Vice Bets on Making Content for Others
The new Vice, which started to take shape last year, with the arrival of a new chief executive, Nancy Dubuc has a new goal: to drastically increase the number of television shows it produces for outside buyers while continuing to make a few sharp-edged feature films.
Disney to Take Full Control of Hulu
The Walt Disney Company has agreed to acquire Comcast’s one-third stake in Hulu and to take full control of the streaming service.

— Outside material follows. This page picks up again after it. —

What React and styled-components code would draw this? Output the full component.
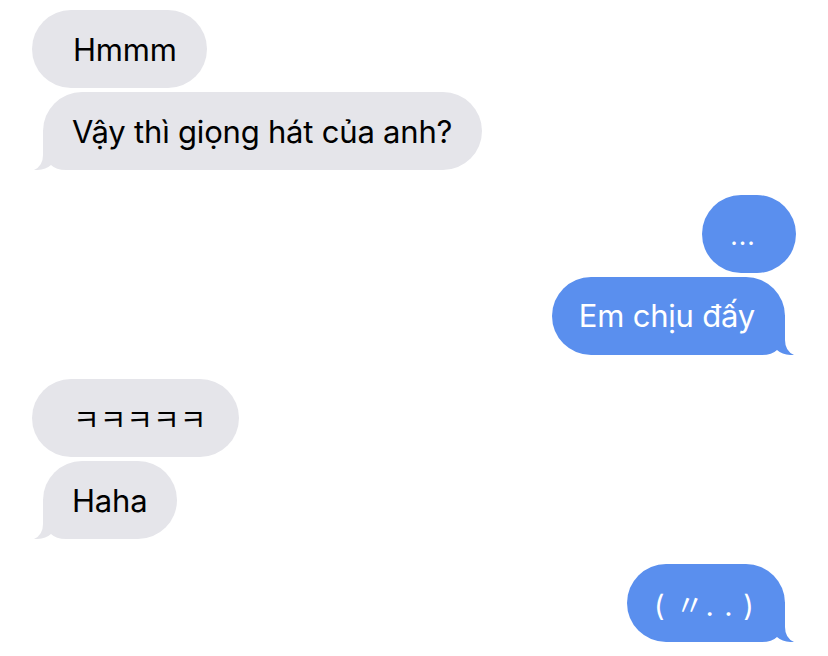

Condé Nast Sells Brides Magazine
Condé Nast, the publisher of Vogue and The New Yorker, put the Brides Magazine on the market last year as part of a cost-cutting campaign. The online brand Dotdash was among the early suitors, and last week, the two sides came to an agreement.
Quora Now Worth $2B
You wouldn’t be blamed if you had forgotten about Quora, the question-and-answer machine that comes up immediately when Googling for, say, why rich people are so frugal or whether it’s okay to let your cat live outside if you don’t value it. But Silicon Valley now considers Quora — something of a relic of a quainter era on the internet — a $2 billion company, Recode has learned.

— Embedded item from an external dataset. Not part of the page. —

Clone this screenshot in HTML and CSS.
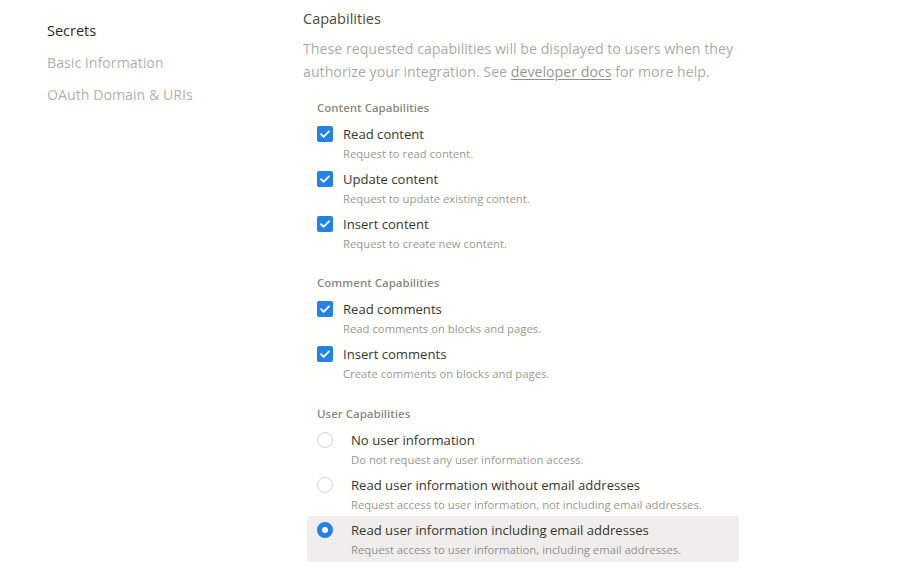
FILE: index.html
```html
<!DOCTYPE html>
<html lang="en">
<head>
<meta charset="utf-8">
<title>Capabilities</title>
<link rel="stylesheet" href="styles.css">
</head>
<body>
<div class="layout">
  <nav class="sidebar">
    <div class="nav-item active">Secrets</div>
    <div class="nav-item">Basic Information</div>
    <div class="nav-item">OAuth Domain &amp; URIs</div>
  </nav>
  <main class="main">
    <h2 class="title">Capabilities</h2>
    <p class="intro">These requested capabilities will be displayed to users when they authorize your integration. See <a class="link">developer docs</a> for more help.</p>

    <section class="group">
      <div class="group-title">Content Capabilities</div>
      <div class="options">
        <div class="option">
          <span class="check"><svg viewBox="0 0 16 16" width="16" height="16"><path d="M4 8.2l2.6 2.6L12 5.4" fill="none" stroke="#fff" stroke-width="1.8" stroke-linecap="round" stroke-linejoin="round"/></svg></span>
          <div class="text"><div class="label">Read content</div><div class="desc">Request to read content.</div></div>
        </div>
        <div class="option">
          <span class="check"><svg viewBox="0 0 16 16" width="16" height="16"><path d="M4 8.2l2.6 2.6L12 5.4" fill="none" stroke="#fff" stroke-width="1.8" stroke-linecap="round" stroke-linejoin="round"/></svg></span>
          <div class="text"><div class="label">Update content</div><div class="desc">Request to update existing content.</div></div>
        </div>
        <div class="option">
          <span class="check"><svg viewBox="0 0 16 16" width="16" height="16"><path d="M4 8.2l2.6 2.6L12 5.4" fill="none" stroke="#fff" stroke-width="1.8" stroke-linecap="round" stroke-linejoin="round"/></svg></span>
          <div class="text"><div class="label">Insert content</div><div class="desc">Request to create new content.</div></div>
        </div>
      </div>
    </section>

    <section class="group">
      <div class="group-title">Comment Capabilities</div>
      <div class="options">
        <div class="option">
          <span class="check"><svg viewBox="0 0 16 16" width="16" height="16"><path d="M4 8.2l2.6 2.6L12 5.4" fill="none" stroke="#fff" stroke-width="1.8" stroke-linecap="round" stroke-linejoin="round"/></svg></span>
          <div class="text"><div class="label">Read comments</div><div class="desc">Read comments on blocks and pages.</div></div>
        </div>
        <div class="option">
          <span class="check"><svg viewBox="0 0 16 16" width="16" height="16"><path d="M4 8.2l2.6 2.6L12 5.4" fill="none" stroke="#fff" stroke-width="1.8" stroke-linecap="round" stroke-linejoin="round"/></svg></span>
          <div class="text"><div class="label">Insert comments</div><div class="desc">Create comments on blocks and pages.</div></div>
        </div>
      </div>
    </section>

    <section class="group">
      <div class="group-title">User Capabilities</div>
      <div class="options">
        <div class="option radio-option">
          <span class="radio"></span>
          <div class="text"><div class="label">No user information</div><div class="desc">Do not request any user information access.</div></div>
        </div>
        <div class="option radio-option">
          <span class="radio"></span>
          <div class="text"><div class="label">Read user information without email addresses</div><div class="desc">Request access to user information, not including email addresses.</div></div>
        </div>
        <div class="option radio-option selected">
          <span class="radio on"></span>
          <div class="text"><div class="label">Read user information including email addresses</div><div class="desc">Request access to user information, including email addresses.</div></div>
        </div>
      </div>
    </section>
  </main>
</div>
</body>
</html>
```
FILE: styles.css
```css
* { box-sizing: border-box; }
html, body { margin: 0; padding: 0; }
body {
  background: #fffffe;
  font-family: "Open Sans", "Noto Sans", "Liberation Sans", sans-serif;
  color: #37352f;
}
.layout {
  display: flex;
  padding-left: 47px;
}
.sidebar {
  width: 256px;
  flex: none;
  padding-top: 15px;
}
.nav-item {
  font-size: 14.2px;
  line-height: 32px;
  color: rgba(55, 53, 47, 0.42);
  white-space: nowrap;
}
.nav-item.active { color: #2b2a26; font-size: 14.5px; }
.main {
  width: 440px;
  flex: none;
  padding-top: 7px;
}
.title {
  margin: 0;
  font-size: 14.5px;
  font-weight: 500;
  line-height: 24px;
  color: #4b4a46;
}
.intro {
  margin: 6px 0 0;
  font-size: 14.2px;
  line-height: 23px;
  color: rgba(55, 53, 47, 0.45);
}
.link {
  color: rgba(55, 53, 47, 0.55);
  text-decoration: underline;
  text-underline-offset: 2px;
}
.group { margin-top: 17px; }
.group + .group { margin-top: 20px; }
.group:last-child { margin-top: 21px; }
.group-title {
  padding-left: 14px;
  font-size: 11.5px;
  font-weight: 600;
  line-height: 16px;
  color: rgba(55, 53, 47, 0.62);
}
.options {
  margin: 4px 4px 0;
}
.option {
  display: flex;
  align-items: flex-start;
  gap: 10px;
  padding: 4px 10px 2px;
  border-radius: 4px;
}
.radio-option { gap: 18px; }
.option.selected { background: #efeeed; padding-bottom: 3px; }
.check {
  flex: none;
  width: 16px;
  height: 16px;
  margin-top: 2px;
  background: #2383e2;
  border-radius: 2px;
  display: flex;
}
.radio {
  flex: none;
  width: 16px;
  height: 16px;
  margin-top: 2px;
  border-radius: 50%;
  border: 1.5px solid #d6d5d2;
  background: #fff;
}
.radio.on {
  border: 5px solid #2383e2;
  background: #fff;
}
.label {
  font-size: 13.1px;
  line-height: 20px;
  color: #37352f;
  white-space: nowrap;
}
.desc {
  margin-top: 1px;
  font-size: 11.3px;
  line-height: 18px;
  color: rgba(55, 53, 47, 0.55);
  white-space: nowrap;
}
```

US Journalism More Subjective, Personal
A deep linguistic analysis finds that newspapers today are a lot like newspapers 30 years ago. But TV news — especially cable news — has ramped up the emotion, the conversationality, and the arguing.
Google Favors Few Major Outlets
Facebook referral traffic is on the wane and Google’s search algorithm is now perhaps the most powerful mediator of online attention to news. The Computational Journalism Lab at Northwestern undertook an audit study of the “Top Stories” box on Google search. The data shows that just 20 news sources account for more than half of article impressions. The top 20 percent of sources accounted for 86 percent of article impressions. And the top three accounted for 23 percent: CNN, The New York Times, and The Washington Post. These statistics underscore the degree of concentration of attention to a relatively narrow slice of news sources.